The U.S. and Canada should shun political expediency regarding a lumber accord and reach an agreememt that addresses housing affordability, NAHB believes.

Seeking to meet a political deadline on a managed trade softwood lumber agreement that would create a complicated system of border taxes and quotas, U.S. and Canadian negotiators are rushing into a settlement that will harm American consumers and housing affordability for the next several years, according to NAHB.

“Canada is recklessly pushing to have a deal inked in time for Prime Minister Stephen Harper's visit to the White House on July 6, a move that could have huge long-term ramifications for the lumber market,” said Jerry Howard, executive vice president and CEO of NAHB.

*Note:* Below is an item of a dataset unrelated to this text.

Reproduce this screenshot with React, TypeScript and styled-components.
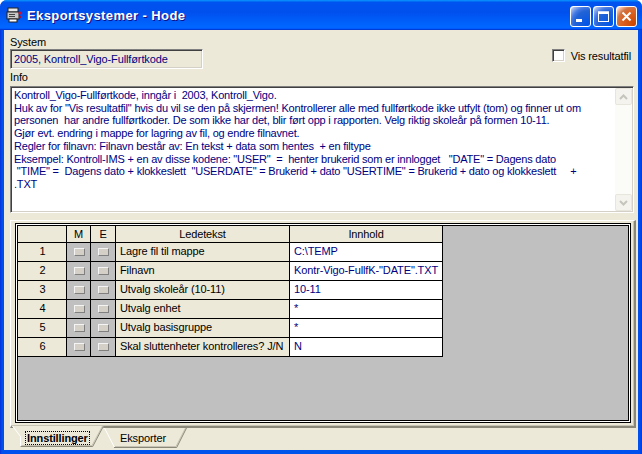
import React from 'react';
import styled, { createGlobalStyle } from 'styled-components';

const GlobalStyle = createGlobalStyle`
  html, body { margin: 0; padding: 0; background: #fff; }
  body { font-family: "Liberation Sans", Arial, sans-serif; font-size: 11px; letter-spacing: -0.12px; color: #000; }
  * { box-sizing: border-box; }
`;

const Window = styled.div`
  width: 642px;
  height: 454px;
  display: flex;
  flex-direction: column;
  background: linear-gradient(to right, #0831d9 0, #0050ee 2px, #0055ea 50%, #0050ee calc(100% - 2px), #0831d9 100%);
  border-radius: 7px 7px 0 0;
  overflow: hidden;
`;

const TitleBar = styled.div`
  height: 30px;
  flex: none;
  display: flex;
  align-items: center;
  padding: 0 5px 0 6px;
  background: linear-gradient(180deg, #0997ff, #0053ee 8%, #0050ee 40%, #06f 88%, #06f 93%, #005bff 95%, #003dd7 96%, #003dd7);
`;

const TitleText = styled.div`
  flex: 1;
  margin-left: 5px;
  color: #fff;
  font-weight: bold;
  font-size: 13px;
  letter-spacing: 0.4px;
  text-shadow: 1px 1px #0f1089;
`;

const TitleButtons = styled.div`
  display: flex;
  gap: 2px;
  margin-top: 3px;
`;

const CaptionButton = styled.div<{ $close?: boolean }>`
  width: 21px;
  height: 21px;
  border: 1px solid #fff;
  border-radius: 3px;
  display: flex;
  align-items: center;
  justify-content: center;
  background: ${p => p.$close
    ? 'radial-gradient(circle at 90% 90%, #cc4600 0%, #dc6527 55%, #cd7546 70%, #ffccb2 90%, #fff 100%)'
    : 'radial-gradient(circle at 90% 90%, #0054e9 0%, #2263d5 55%, #4479e4 70%, #a3bbec 90%, #fff 100%)'};
`;

const Client = styled.div`
  flex: 1;
  margin: 0 4px 4px;
  background: #ece9d8;
  display: flex;
  flex-direction: column;
  padding: 5px 2px 2px 6px;
`;

const TopRow = styled.div`
  display: flex;
  justify-content: space-between;
`;

const Field = styled.div`
  display: flex;
  flex-direction: column;
`;

const Label = styled.div`
  line-height: 14px;
  height: 14px;
`;

const InfoLabel = styled(Label)`
  margin-top: 1px;
  margin-bottom: 2px;
`;

const TextBox = styled.div`
  width: 193px;
  height: 20px;
  background: #ece9d8;
  color: #000080;
  border: 1px solid;
  border-color: #808080 #fff #fff #808080;
  box-shadow: inset 1px 1px #404040, inset -1px -1px #d4d0c8;
  padding: 2px 3px;
  line-height: 14px;
  white-space: nowrap;
`;

const CheckRow = styled.label`
  display: flex;
  align-items: center;
  gap: 6px;
  margin-top: 14px;
  margin-right: 5px;
  height: 13px;
  align-self: flex-start;
`;

const CheckBox = styled.span`
  width: 13px;
  height: 13px;
  background: #fff;
  border: 1px solid;
  border-color: #808080 #fff #fff #808080;
  box-shadow: inset 1px 1px #404040, inset -1px -1px #d4d0c8;
`;

const InfoBox = styled.div`
  height: 127px;
  margin-right: 2px;
  background: #fff;
  border: 1px solid;
  border-color: #808080 #fff #fff #808080;
  box-shadow: inset 1px 1px #404040, inset -1px -1px #d4d0c8;
  padding: 1px;
  display: flex;
`;

const InfoText = styled.div`
  flex: 1;
  color: #000080;
  padding: 1px 0 0 2px;
  line-height: 12.7px;
  letter-spacing: -0.2px;
  white-space: pre;
  overflow: hidden;
`;

const ScrollBar = styled.div`
  width: 17px;
  display: flex;
  flex-direction: column;
  justify-content: space-between;
  background: #fbfbf8;
`;

const ScrollArrow = styled.div`
  width: 17px;
  height: 17px;
  border: 1px solid #e8e6dc;
  border-radius: 2px;
  background: #f4f3ee;
  display: flex;
  align-items: center;
  justify-content: center;
`;

const TabPanel = styled.div`
  margin-top: 7px;
  height: 208px;
  border-style: solid;
  border-width: 1px 2px 2px 1px;
  border-color: #fff #8a8878 #8a8878 #fff;
  box-shadow: inset -1px -1px #c6c3b4;
  padding: 2px 3px 3px 4px;
  display: flex;
`;

const GridFrame = styled.div`
  flex: 1;
  border: 1px solid #000;
  background: #fff;
  padding: 1px;
  display: flex;
`;

const GridArea = styled.div`
  flex: 1;
  border: 1px solid #000;
  background: #c0c0c0;
`;

const Table = styled.div`
  display: grid;
  grid-template-columns: 49px 24px 25px 174px 153px;
  grid-template-rows: 17px repeat(6, 19px);
  width: 425px;
`;

type CellKind = 'head' | 'num' | 'flag' | 'label' | 'value';

const cellBg: Record<CellKind, string> = {
  head: '#ece9d8',
  num: '#ece9d8',
  flag: '#c0c0c0',
  label: '#ece9d8',
  value: '#fff',
};

const Cell = styled.div<{ $kind: CellKind }>`
  border-right: 1px solid #000;
  border-bottom: 1px solid #000;
  background: ${p => cellBg[p.$kind]};
  color: ${p => (p.$kind === 'value' ? '#000080' : '#000')};
  text-align: ${p => (p.$kind === 'head' || p.$kind === 'num' ? 'center' : 'left')};
  padding: ${p => (p.$kind === 'head' ? '1px 3px 0' : '1px 3px 0 4px')};
  line-height: 15px;
  white-space: nowrap;
  overflow: hidden;
  display: ${p => (p.$kind === 'flag' ? 'flex' : 'block')};
  align-items: center;
  justify-content: center;
`;

const FlagBox = styled.span`
  width: 11px;
  height: 8px;
  margin-top: -1px;
  background: #d4d0c8;
  border: 1px solid;
  border-color: #f4f4f4 #808080 #808080 #f4f4f4;
`;

const TabStrip = styled.div`
  display: flex;
  margin-left: 2px;
  height: 20px;
`;

const Tab = styled.div<{ $active?: boolean }>`
  position: relative;
  width: ${p => (p.$active ? 92 : 83)}px;
  height: ${p => (p.$active ? 22 : 20)}px;
  margin-top: ${p => (p.$active ? -2 : 0)}px;
  padding: ${p => (p.$active ? '5px 0 0 13px' : '3px 0 0 14px')};
  font-weight: ${p => (p.$active ? 'bold' : 'normal')};
  svg { position: absolute; left: 0; top: 0; }
`;

const TabLabel = styled.span<{ $focus?: boolean }>`
  position: relative;
  display: inline-block;
  line-height: 12px;
  padding: 0 1px;
  border: 1px dotted ${p => (p.$focus ? '#000' : 'transparent')};
`;

const infoLines = [
  'Kontroll_Vigo-Fullførtkode, inngår i  2003, Kontroll_Vigo.',
  'Huk av for "Vis resultatfil" hvis du vil se den på skjermen! Kontrollerer alle med fullførtkode ikke utfylt (tom) og finner ut om',
  'personen  har andre fullførtkoder. De som ikke har det, blir ført opp i rapporten. Velg riktig skoleår på formen 10-11.',
  'Gjør evt. endring i mappe for lagring av fil, og endre filnavnet.',
  'Regler for filnavn: Filnavn består av: En tekst + data som hentes  + en filtype',
  'Eksempel: Kontroll-IMS + en av disse kodene: "USER"  =  henter brukerid som er innlogget   "DATE" = Dagens dato',
  ' "TIME" =  Dagens dato + klokkeslett  "USERDATE" = Brukerid + dato "USERTIME" = Brukerid + dato og klokkeslett     +',
  '.TXT',
];

const rows = [
  { label: 'Lagre fil til mappe', value: 'C:\\TEMP' },
  { label: 'Filnavn', value: 'Kontr-Vigo-FullfK-"DATE".TXT' },
  { label: 'Utvalg skoleår (10-11)', value: '10-11' },
  { label: 'Utvalg enhet', value: '*' },
  { label: 'Utvalg basisgruppe', value: '*' },
  { label: 'Skal sluttenheter kontrolleres? J/N', value: 'N' },
];

const AppIcon = () => (
  <svg width="16" height="16" viewBox="0 0 16 16">
    <rect x="2" y="1" width="10" height="4" fill="#e8e8e8" stroke="#222" />
    <rect x="1" y="5" width="12" height="7" fill="#c8c8c8" stroke="#222" />
    <rect x="3" y="12" width="8" height="3" fill="#fff" stroke="#222" />
    <rect x="3" y="7" width="6" height="1" fill="#444" />
    <rect x="3" y="9" width="6" height="1" fill="#444" />
    <circle cx="14" cy="6" r="1.5" fill="#d0103a" />
    <circle cx="14" cy="10" r="1.2" fill="#a0104a" />
  </svg>
);

const Chevron = ({ up }: { up?: boolean }) => (
  <svg width="9" height="6" viewBox="0 0 9 6">
    <path d={up ? 'M1 5 L4.5 1.5 L8 5' : 'M1 1 L4.5 4.5 L8 1'} fill="none" stroke="#c5c4bd" strokeWidth="2" />
  </svg>
);

const App: React.FC = () => {
  return (
    <>
      <GlobalStyle />
      <Window>
        <TitleBar>
          <AppIcon />
          <TitleText>Eksportsystemer - Hode</TitleText>
          <TitleButtons>
            <CaptionButton>
              <svg width="13" height="13" viewBox="0 0 13 13">
                <rect x="2" y="9" width="6" height="3" fill="#fff" />
              </svg>
            </CaptionButton>
            <CaptionButton>
              <svg width="13" height="13" viewBox="0 0 13 13">
                <rect x="1.5" y="2" width="10" height="9.5" fill="none" stroke="#fff" />
                <rect x="1" y="1.5" width="11" height="2.5" fill="#fff" />
              </svg>
            </CaptionButton>
            <CaptionButton $close>
              <svg width="13" height="13" viewBox="0 0 13 13">
                <path d="M2.5 2.5 L10.5 10.5 M10.5 2.5 L2.5 10.5" stroke="#fff" strokeWidth="2" />
              </svg>
            </CaptionButton>
          </TitleButtons>
        </TitleBar>

        <Client>
          <TopRow>
            <Field>
              <Label>System</Label>
              <TextBox>2005, Kontroll_Vigo-Fullførtkode</TextBox>
            </Field>
            <CheckRow>
              <CheckBox />
              Vis resultatfil
            </CheckRow>
          </TopRow>

          <InfoLabel>Info</InfoLabel>
          <InfoBox>
            <InfoText>
              {infoLines.map((line, i) => (
                <div key={i}>{line}</div>
              ))}
            </InfoText>
            <ScrollBar>
              <ScrollArrow><Chevron up /></ScrollArrow>
              <ScrollArrow><Chevron /></ScrollArrow>
            </ScrollBar>
          </InfoBox>

          <TabPanel>
            <GridFrame>
              <GridArea>
                <Table>
                  <Cell $kind="head" />
                  <Cell $kind="head">M</Cell>
                  <Cell $kind="head">E</Cell>
                  <Cell $kind="head">Ledetekst</Cell>
                  <Cell $kind="head">Innhold</Cell>
                  {rows.map((row, i) => (
                    <React.Fragment key={i}>
                      <Cell $kind="num">{i + 1}</Cell>
                      <Cell $kind="flag"><FlagBox /></Cell>
                      <Cell $kind="flag"><FlagBox /></Cell>
                      <Cell $kind="label">{row.label}</Cell>
                      <Cell $kind="value">{row.value}</Cell>
                    </React.Fragment>
                  ))}
                </Table>
              </GridArea>
            </GridFrame>
          </TabPanel>

          <TabStrip>
            <Tab $active>
              <svg width="92" height="22" viewBox="0 0 92 22">
                <path d="M0 0 L92 0 L81 21 L9 21 L9 11 Z" fill="#ece9d8" />
                <path d="M0.5 0 L8.5 10.5 L8.5 21" fill="none" stroke="#fff" />
                <path d="M9.5 19.5 L80 19.5 L90.5 0" fill="none" stroke="#c6c3b4" />
                <path d="M8.5 20.5 L80.7 20.5 L91.5 0" fill="none" stroke="#8a8878" />
              </svg>
              <TabLabel $focus>Innstillinger</TabLabel>
            </Tab>
            <Tab>
              <svg width="83" height="20" viewBox="0 0 83 20">
                <path d="M0 0 L83 0 L73 19 L10 19 Z" fill="#ece9d8" />
                <path d="M0.5 0 L10.3 19" fill="none" stroke="#fff" />
                <path d="M11 18.5 L72 18.5 L81.5 0" fill="none" stroke="#c6c3b4" />
                <path d="M10 19.5 L72.7 19.5 L82.5 0" fill="none" stroke="#8a8878" />
              </svg>
              <TabLabel>Eksporter</TabLabel>
            </Tab>
          </TabStrip>
        </Client>
      </Window>
    </>
  );
};

export default App;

Observing that the proposed framework would last for at least seven years and as many as nine, Howard said that NAHB’s analysis indicates the pact could increase and destabilize prices and lead to bottlenecks as Canadian producers fight for limited market share and to supply shortages as firms delay shipments in anticipation of a change in duties.

Howard said it is imperative for the two governments to shun political expediency and move to reach an accord that addresses housing affordability concerns.

Reps. Jim Kolbe (R-Ariz.), Steny Hoyer (D-Md.) and other members of Congress on June 12 sent a letter to President Bush noting that the current framework would destabilize the marketplace by allowing Canadian provinces to choose between a tax and a quota.

“While we would prefer neither a tax nor a quota, choosing between the two will create further uncertainty in the marketplace,” the letter states. “The agreement also puts in place a ‘surge’ mechanism that stops lumber imports from Canada when they reach a certain level. Both provisions will contribute to volatility in the marketplace, which is an enormous problem for home builders and lumber dealers and will add burdensome costs to affordable housing for those who are least able to pay.”

In addition, as currently drafted, the proposed framework document provides no incentive or means for Canadian softwood lumber companies to exit from the terms of the agreement.

“This will keep prices high and, thus, increase housing costs,” lawmakers told the White House.

Such an outcome would only exacerbate the growing affordability problem that has been recently identified in studies by the Joint Center for Housing Studies of Harvard University and others.

“Affordability pressures are now spreading, with median house prices in a growing number of large metros exceeding median household incomes by a factor of four or more,” the Harvard study says.

“The best solution to resolving this dispute and to achieve free trade is for Canada to press forward with its legal cases before NAFTA and the U.S. Court of International Trade,” said Howard.

Since the Canadians have apparently abandoned this course, Howard said that NAHB is taking several actions to safeguard the interests of its members and their customers.

“First, we continue to urge the U.S. and Canada to address issues that affect lumber consumers as the two governments move to finalize an agreement. Second, if a deal results in new trade barriers that limit Canadian lumber shipments into the U.S., NAHB will help builders obtain a reliable supply of lumber at a reasonable cost by facilitating increased imports from Europe. And finally, NAHB is promoting the use of steel and other alternative building materials wherever practical,” Howard said.